Collected data entries:
┏━━
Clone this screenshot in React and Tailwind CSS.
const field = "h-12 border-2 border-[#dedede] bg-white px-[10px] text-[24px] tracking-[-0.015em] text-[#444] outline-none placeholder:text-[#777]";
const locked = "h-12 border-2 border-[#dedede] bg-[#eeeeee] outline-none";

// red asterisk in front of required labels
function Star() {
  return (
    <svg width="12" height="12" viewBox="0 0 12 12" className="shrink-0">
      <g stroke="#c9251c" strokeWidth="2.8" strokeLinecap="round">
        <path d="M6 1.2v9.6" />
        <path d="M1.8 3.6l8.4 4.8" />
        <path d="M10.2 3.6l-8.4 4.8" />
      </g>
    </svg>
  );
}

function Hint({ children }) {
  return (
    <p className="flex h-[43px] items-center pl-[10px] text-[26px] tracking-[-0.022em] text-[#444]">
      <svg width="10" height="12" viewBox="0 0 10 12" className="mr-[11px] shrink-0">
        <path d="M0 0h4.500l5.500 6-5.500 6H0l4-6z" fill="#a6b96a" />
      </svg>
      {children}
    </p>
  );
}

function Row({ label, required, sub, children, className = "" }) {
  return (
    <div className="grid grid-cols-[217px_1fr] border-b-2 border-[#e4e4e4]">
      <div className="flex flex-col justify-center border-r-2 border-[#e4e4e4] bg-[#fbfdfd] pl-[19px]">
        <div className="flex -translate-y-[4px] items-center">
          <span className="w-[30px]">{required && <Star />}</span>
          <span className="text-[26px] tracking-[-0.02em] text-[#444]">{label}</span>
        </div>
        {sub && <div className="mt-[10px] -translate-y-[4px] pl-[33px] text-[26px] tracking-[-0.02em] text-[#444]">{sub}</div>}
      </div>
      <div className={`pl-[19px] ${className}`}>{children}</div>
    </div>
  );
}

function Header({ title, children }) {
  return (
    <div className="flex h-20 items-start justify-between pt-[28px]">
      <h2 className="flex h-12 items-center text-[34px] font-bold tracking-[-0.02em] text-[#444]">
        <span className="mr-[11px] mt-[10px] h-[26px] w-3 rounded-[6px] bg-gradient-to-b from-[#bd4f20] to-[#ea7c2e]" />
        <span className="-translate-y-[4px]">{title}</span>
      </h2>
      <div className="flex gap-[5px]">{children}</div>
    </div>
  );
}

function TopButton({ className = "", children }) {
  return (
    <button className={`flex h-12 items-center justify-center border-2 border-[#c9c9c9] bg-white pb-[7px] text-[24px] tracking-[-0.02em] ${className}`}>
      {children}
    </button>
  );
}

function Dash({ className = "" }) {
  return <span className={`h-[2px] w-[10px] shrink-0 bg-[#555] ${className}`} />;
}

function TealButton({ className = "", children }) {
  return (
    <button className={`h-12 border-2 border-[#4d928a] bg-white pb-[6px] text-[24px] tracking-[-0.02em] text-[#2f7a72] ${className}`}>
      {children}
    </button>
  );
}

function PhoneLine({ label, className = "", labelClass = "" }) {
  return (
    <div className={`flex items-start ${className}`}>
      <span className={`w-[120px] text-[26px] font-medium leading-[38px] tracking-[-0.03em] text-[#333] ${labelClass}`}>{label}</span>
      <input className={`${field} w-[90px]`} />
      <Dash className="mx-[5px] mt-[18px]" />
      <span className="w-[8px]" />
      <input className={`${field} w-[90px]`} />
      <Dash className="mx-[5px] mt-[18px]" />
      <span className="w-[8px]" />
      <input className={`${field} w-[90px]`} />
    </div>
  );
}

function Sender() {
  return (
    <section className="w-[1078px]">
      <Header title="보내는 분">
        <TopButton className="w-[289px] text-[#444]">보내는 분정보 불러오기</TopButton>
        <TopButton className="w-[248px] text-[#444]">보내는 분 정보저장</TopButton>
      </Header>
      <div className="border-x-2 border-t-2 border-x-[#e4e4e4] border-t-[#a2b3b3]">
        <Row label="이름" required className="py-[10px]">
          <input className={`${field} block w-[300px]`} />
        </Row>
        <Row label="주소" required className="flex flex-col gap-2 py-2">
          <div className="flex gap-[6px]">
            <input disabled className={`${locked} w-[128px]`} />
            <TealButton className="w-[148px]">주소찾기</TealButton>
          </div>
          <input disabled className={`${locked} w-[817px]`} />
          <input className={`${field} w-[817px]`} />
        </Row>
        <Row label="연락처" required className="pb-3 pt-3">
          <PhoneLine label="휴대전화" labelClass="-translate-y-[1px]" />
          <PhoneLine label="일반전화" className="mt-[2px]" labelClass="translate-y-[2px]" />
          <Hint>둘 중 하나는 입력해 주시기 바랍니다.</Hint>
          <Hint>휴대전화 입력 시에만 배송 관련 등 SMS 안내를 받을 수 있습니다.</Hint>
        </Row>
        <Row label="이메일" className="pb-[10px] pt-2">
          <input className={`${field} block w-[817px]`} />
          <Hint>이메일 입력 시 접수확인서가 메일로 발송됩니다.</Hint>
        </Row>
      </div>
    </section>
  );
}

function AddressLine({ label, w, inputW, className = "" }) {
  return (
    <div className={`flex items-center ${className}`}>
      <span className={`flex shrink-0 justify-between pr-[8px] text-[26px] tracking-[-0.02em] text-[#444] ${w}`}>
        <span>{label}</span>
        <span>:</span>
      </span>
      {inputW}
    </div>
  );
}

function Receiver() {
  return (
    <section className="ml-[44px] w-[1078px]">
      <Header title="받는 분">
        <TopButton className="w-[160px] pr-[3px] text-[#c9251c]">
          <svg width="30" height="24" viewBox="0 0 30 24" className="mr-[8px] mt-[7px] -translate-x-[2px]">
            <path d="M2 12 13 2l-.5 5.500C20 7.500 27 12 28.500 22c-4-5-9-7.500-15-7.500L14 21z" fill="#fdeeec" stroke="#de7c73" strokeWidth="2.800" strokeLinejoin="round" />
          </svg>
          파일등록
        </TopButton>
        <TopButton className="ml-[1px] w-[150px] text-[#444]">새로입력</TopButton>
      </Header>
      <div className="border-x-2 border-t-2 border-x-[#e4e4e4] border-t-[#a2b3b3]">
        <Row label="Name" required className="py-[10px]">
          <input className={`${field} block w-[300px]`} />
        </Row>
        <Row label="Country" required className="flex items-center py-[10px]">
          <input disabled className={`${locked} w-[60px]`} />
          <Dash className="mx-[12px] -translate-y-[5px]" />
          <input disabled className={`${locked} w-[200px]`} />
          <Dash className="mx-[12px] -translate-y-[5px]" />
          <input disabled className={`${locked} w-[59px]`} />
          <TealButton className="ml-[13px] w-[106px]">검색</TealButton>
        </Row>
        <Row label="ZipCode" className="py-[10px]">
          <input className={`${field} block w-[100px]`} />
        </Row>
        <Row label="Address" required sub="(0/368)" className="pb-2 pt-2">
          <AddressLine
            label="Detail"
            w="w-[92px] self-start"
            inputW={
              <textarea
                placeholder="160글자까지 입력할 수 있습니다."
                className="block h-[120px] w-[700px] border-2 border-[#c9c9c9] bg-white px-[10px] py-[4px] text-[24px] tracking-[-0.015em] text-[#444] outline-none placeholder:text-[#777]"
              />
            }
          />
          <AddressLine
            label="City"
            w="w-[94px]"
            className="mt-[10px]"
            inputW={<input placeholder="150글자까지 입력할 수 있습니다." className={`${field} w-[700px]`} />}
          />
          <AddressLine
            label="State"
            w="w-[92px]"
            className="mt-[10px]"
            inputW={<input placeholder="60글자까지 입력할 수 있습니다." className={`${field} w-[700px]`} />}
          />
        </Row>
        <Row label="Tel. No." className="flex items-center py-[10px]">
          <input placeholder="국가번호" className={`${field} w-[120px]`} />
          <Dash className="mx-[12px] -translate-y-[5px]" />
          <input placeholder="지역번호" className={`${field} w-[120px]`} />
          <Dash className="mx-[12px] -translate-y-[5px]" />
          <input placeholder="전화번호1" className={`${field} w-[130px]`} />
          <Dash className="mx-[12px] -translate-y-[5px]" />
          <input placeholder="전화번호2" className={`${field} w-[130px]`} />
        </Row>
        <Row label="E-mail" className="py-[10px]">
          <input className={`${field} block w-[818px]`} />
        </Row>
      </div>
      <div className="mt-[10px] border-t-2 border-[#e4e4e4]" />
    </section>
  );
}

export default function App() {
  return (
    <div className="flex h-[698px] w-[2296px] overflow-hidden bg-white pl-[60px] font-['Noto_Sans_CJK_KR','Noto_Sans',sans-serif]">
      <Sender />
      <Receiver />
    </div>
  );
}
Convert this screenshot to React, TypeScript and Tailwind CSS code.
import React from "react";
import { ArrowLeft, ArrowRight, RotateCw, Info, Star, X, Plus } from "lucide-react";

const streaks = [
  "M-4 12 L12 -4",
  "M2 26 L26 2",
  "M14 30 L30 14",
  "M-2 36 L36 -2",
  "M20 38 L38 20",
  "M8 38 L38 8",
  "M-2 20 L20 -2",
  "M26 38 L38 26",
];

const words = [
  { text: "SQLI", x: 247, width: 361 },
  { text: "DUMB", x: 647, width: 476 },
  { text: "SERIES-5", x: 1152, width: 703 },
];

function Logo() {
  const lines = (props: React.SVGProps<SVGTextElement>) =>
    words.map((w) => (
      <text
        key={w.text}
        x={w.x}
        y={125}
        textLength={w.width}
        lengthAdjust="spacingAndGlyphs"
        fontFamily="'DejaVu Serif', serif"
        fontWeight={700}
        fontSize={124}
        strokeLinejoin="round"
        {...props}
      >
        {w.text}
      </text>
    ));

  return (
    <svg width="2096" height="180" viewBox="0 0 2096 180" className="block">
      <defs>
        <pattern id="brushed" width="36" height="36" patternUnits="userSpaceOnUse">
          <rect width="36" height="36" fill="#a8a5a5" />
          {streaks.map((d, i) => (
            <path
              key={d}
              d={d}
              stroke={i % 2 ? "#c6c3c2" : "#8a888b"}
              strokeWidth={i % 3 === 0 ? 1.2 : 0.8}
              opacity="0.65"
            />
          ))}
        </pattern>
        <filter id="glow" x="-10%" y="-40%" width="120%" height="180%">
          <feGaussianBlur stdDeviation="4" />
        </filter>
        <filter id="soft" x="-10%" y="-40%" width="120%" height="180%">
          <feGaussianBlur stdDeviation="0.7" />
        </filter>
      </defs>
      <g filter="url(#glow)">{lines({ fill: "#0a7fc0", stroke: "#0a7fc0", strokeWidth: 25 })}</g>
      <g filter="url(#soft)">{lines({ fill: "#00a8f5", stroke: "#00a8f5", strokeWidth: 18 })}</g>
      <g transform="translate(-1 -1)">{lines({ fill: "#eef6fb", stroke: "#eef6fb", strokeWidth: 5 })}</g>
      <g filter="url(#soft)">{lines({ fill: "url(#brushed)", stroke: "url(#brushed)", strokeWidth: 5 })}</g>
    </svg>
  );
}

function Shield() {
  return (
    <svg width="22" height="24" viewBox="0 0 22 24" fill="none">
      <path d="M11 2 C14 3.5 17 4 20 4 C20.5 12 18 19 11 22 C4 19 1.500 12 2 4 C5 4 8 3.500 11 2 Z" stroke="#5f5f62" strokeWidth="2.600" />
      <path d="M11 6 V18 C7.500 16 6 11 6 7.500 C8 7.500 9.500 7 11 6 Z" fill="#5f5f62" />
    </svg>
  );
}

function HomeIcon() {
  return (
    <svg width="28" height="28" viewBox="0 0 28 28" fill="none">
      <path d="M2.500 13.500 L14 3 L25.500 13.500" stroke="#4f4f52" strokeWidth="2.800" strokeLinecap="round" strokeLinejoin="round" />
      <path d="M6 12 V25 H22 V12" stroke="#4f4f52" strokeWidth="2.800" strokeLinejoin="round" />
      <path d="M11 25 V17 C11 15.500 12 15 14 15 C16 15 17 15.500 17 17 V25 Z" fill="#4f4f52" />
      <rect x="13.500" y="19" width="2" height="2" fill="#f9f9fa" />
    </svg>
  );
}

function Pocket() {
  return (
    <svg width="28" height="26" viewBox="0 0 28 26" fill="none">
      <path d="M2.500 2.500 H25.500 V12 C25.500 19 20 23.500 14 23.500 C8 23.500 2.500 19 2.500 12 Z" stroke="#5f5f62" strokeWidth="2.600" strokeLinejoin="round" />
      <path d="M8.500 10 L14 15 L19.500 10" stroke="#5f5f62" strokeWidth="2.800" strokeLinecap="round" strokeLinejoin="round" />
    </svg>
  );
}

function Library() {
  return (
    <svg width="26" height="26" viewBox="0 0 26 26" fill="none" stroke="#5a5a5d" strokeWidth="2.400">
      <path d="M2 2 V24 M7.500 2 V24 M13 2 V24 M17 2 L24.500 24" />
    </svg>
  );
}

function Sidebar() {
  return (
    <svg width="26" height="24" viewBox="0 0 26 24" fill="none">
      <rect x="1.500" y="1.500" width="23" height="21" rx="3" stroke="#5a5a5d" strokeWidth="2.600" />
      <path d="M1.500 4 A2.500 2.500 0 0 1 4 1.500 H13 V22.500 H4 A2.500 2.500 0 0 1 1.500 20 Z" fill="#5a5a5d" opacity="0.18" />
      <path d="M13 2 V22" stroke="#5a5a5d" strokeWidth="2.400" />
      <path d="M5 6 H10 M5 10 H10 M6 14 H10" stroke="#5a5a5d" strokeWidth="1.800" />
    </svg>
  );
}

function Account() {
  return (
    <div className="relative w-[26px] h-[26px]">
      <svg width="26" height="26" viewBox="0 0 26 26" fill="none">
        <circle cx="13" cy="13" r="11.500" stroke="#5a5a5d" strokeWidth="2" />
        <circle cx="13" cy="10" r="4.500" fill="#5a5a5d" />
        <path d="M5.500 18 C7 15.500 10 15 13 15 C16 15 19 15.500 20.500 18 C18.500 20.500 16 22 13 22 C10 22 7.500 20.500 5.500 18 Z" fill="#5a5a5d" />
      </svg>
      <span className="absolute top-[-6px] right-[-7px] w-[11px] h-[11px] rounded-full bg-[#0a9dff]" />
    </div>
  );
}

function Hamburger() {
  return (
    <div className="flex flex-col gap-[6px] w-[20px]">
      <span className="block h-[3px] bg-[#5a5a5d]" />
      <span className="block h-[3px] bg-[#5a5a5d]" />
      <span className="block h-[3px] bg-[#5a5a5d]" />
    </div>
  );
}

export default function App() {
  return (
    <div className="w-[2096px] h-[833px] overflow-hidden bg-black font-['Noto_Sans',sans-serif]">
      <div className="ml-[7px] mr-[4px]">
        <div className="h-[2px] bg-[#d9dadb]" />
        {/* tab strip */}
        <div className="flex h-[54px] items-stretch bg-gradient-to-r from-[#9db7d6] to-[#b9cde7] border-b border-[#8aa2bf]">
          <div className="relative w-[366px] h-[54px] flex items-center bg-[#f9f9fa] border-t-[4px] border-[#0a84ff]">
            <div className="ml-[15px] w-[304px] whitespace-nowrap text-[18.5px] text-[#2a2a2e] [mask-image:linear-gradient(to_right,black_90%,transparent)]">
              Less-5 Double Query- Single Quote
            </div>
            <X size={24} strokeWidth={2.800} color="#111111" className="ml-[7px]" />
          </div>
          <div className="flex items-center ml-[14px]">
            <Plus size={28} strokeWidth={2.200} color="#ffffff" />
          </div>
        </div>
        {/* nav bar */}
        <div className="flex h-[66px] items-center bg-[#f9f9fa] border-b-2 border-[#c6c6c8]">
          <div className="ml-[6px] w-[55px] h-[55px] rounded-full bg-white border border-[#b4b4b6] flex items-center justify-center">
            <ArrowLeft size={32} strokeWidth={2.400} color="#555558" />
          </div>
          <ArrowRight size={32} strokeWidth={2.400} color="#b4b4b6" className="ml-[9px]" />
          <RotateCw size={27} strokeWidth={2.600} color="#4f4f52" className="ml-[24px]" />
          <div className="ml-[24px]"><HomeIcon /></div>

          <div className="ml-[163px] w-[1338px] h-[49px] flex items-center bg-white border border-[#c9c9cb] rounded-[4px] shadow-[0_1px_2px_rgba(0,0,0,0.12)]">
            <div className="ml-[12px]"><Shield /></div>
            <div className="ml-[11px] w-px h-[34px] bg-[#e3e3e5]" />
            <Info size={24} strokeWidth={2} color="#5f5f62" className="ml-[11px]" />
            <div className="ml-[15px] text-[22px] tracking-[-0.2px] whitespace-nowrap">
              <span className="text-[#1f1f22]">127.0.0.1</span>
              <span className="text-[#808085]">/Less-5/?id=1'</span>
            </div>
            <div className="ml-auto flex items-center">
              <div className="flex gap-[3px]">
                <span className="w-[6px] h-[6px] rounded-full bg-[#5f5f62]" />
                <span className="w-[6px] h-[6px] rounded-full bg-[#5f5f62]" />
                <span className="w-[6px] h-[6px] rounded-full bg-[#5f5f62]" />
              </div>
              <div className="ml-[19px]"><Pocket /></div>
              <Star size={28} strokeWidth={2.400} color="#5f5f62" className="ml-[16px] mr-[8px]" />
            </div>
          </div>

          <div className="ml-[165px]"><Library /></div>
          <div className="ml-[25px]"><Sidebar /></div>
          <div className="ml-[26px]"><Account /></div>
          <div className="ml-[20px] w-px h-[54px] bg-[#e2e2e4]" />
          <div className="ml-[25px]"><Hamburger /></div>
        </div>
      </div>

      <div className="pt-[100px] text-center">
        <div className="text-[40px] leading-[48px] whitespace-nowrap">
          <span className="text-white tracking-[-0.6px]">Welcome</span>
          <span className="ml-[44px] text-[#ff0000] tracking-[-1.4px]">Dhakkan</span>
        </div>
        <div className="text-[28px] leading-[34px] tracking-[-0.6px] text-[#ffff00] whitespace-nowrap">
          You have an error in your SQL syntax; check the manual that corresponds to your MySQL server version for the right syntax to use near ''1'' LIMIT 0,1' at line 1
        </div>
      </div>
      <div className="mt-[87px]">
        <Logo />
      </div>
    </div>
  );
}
┗━━
● **AIM**: From the very first line of the data through the line with "border-2 border-[#dedede] bg-[#eeeeee]" in it, please reproduce each line exactly and output nothing more.

● **EXERCISE SOLUTION**:
Clone this screenshot in React and Tailwind CSS.
const field = "h-12 border-2 border-[#dedede] bg-white px-[10px] text-[24px] tracking-[-0.015em] text-[#444] outline-none placeholder:text-[#777]";
const locked = "h-12 border-2 border-[#dedede] bg-[#eeeeee] outline-none";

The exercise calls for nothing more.